BANGKOK  -  Thailand’s new economics guru, Somkid Jatusripitak, is trying to turn around one of the region’s worst performers, offering some 136 billion baht ($3.7 billion) in interest-free loans and cash injections to help reinvigorate small businesses in the country’s rural heartland. At the same time, he is offering a series of tax waivers and other incentives to lure high-end manufacturers to the country and persuade those already here to stay.

It won’t be easy to get Thailand moving again, though, or the rest of Asia, for that matter.

“The problems are very different from before. In the 1990s it was the rich who were affected after the baht was floated,” Mr. Somkid said, referring to the continentwide currency crisis that spread out from Thailand.

“Today it’s the sluggish grass-roots economy that is holding us back,” he said in an interview. And if he needs to deploy more measures, “I have two or three more arrows in my bag,” Mr. Somkid said.

Worries about China’s growth have pushed down the stock valuations, currencies and the prices of everything from rubber and rice to oil and circuit boards, thinning out consumers’ wallets.
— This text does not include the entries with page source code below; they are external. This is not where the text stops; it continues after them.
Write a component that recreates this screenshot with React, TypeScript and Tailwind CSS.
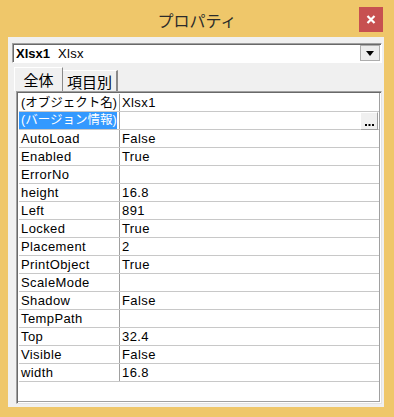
import React from "react";

const rows: [string, string][] = [
  ["(オブジェクト名)", "Xlsx1"],
  ["(バージョン情報)", ""],
  ["AutoLoad", "False"],
  ["Enabled", "True"],
  ["ErrorNo", ""],
  ["height", "16.8"],
  ["Left", "891"],
  ["Locked", "True"],
  ["Placement", "2"],
  ["PrintObject", "True"],
  ["ScaleMode", ""],
  ["Shadow", "False"],
  ["TempPath", ""],
  ["Top", "32.4"],
  ["Visible", "False"],
  ["width", "16.8"],
];

const font = { fontFamily: '"Liberation Sans", "Noto Sans CJK JP", sans-serif' };
const jp = { fontFamily: '"Noto Sans CJK JP", sans-serif' };

export default function App() {
  return (
    <div
      className="w-[394px] h-[417px] bg-[#EFC76A] flex flex-col text-black"
      style={font}
    >
      {/* title bar */}
      <div className="relative h-[37px] shrink-0 flex items-center justify-center">
        <span className="text-[16px] text-[#2b2b2b] pt-[2px]" style={jp}>
          プロパティ
        </span>
        <div className="absolute left-[359px] top-[7px] w-[24px] h-[25px] bg-[#C75050] flex items-center justify-center">
          <svg width="10" height="9" viewBox="0 0 10 9">
            <path d="M1.5 1 L8.5 8 M8.5 1 L1.5 8" stroke="white" strokeWidth="2.2" />
          </svg>
        </div>
      </div>

      {/* client area */}
      <div className="ml-[8px] w-[376px] h-[370px] bg-[#F0F0F0] flex flex-col pl-[4px] pt-[6px]">
        {/* combobox */}
        <div className="w-[370px] h-[20px] bg-white border border-[#A0A0A0] border-r-white border-b-white shadow-[inset_1px_1px_0_#696969] flex items-center pl-[3px] pr-[1px]">
          <span className="text-[13px] font-bold leading-none">Xlsx1</span>
          <span className="text-[13px] leading-none ml-[8px] tracking-[0.3px]">Xlsx</span>
          <div className="ml-auto w-[20px] h-[16px] bg-[#ECECEC] border border-[#ADADAD] flex items-center justify-center">
            <svg width="8" height="5" viewBox="0 0 8 5">
              <path d="M0 0 H8 L4 5 Z" fill="black" />
            </svg>
          </div>
        </div>

        {/* tabs */}
        <div className="flex items-end h-[24px] mt-[4px] pl-[2px]">
          <div className="w-[49px] h-[24px] border-t border-l border-white border-r border-r-[#8a8a8a] flex items-center justify-center relative z-10 bg-[#F0F0F0]">
            <span className="text-[15px] leading-none" style={jp}>
              全体
            </span>
          </div>
          <div className="w-[55px] h-[21px] border-t border-white border-r-2 border-r-[#8a8a8a] flex items-center justify-center">
            <span className="text-[15px] leading-none" style={jp}>
              項目別
            </span>
          </div>
        </div>

        {/* property list */}
        <div className="ml-[4px] w-[366px] h-[313px] bg-white border border-[#A0A0A0] border-r-[#E3E3E3] border-b-[#E3E3E3] shadow-[inset_1px_1px_0_#696969] p-[1px]">
          <div className="w-full h-full border-r border-b border-[#A0A0A0] pt-[1px] pl-[1px] flex flex-col">
            {rows.map(([name, value], i) => (
              <div key={name} className="flex h-[18px] border-b border-[#C8C8C8] shrink-0">
                <div className="w-[101px] shrink-0 border-r border-[#A0A0A0] pl-[2px] text-[13px] leading-[17px] whitespace-nowrap overflow-hidden tracking-[0.4px]">
                  <span
                    className={
                      i === 1
                        ? "block w-[98px] -ml-[2px] pl-[2px] bg-[#3399FF] text-white text-[12.5px] tracking-normal"
                        : i === 0
                        ? "text-[12.5px] tracking-normal"
                        : ""
                    }
                  >
                    {name}
                  </span>
                </div>
                <div className="flex-1 pl-[2px] text-[13px] leading-[17px] flex items-start tracking-[0.4px]">
                  <span>{value}</span>
                  {i === 1 && (
                    <div className="ml-auto mr-[1px] w-[18px] h-[18px] -mb-[1px] bg-[#F0F0F0] border border-[#A0A0A0] border-l-white border-t-white flex items-end justify-center pb-[3px]">
                      <svg width="9" height="2" viewBox="0 0 9 2">
                        <rect x="0" y="0" width="2" height="2" fill="black" />
                        <rect x="3.5" y="0" width="2" height="2" fill="black" />
                        <rect x="7" y="0" width="2" height="2" fill="black" />
                      </svg>
                    </div>
                  )}
                </div>
              </div>
            ))}
          </div>
        </div>
      </div>
    </div>
  );
}
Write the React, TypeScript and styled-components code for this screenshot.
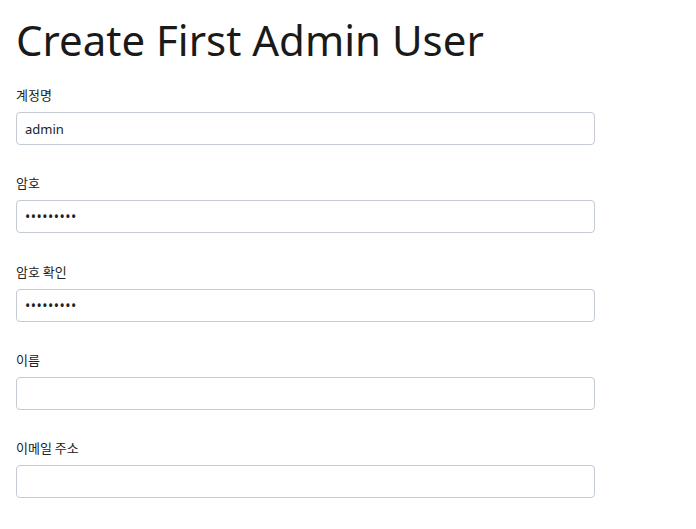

Household spending has fallen sharply in Southeast Asia in particular. It dropped more than 4% on year in the second quarter in both Indonesia and Malaysia as the prices of commodities such as palm oil and rubber slumped.

The one bright spot in consumer spending might be China itself, where shoppers appear to be a little more resilient than their neighbors and expanded retail sales by 10.8% on year in August.

But in Thailand, where the central bank’s private consumption index fell 1.4% on year in August and dropped 1.8% in July, the problems are worsened by a sharp slump in exports—down nearly 7% on year in August—and the collapse of a government program to support rice prices.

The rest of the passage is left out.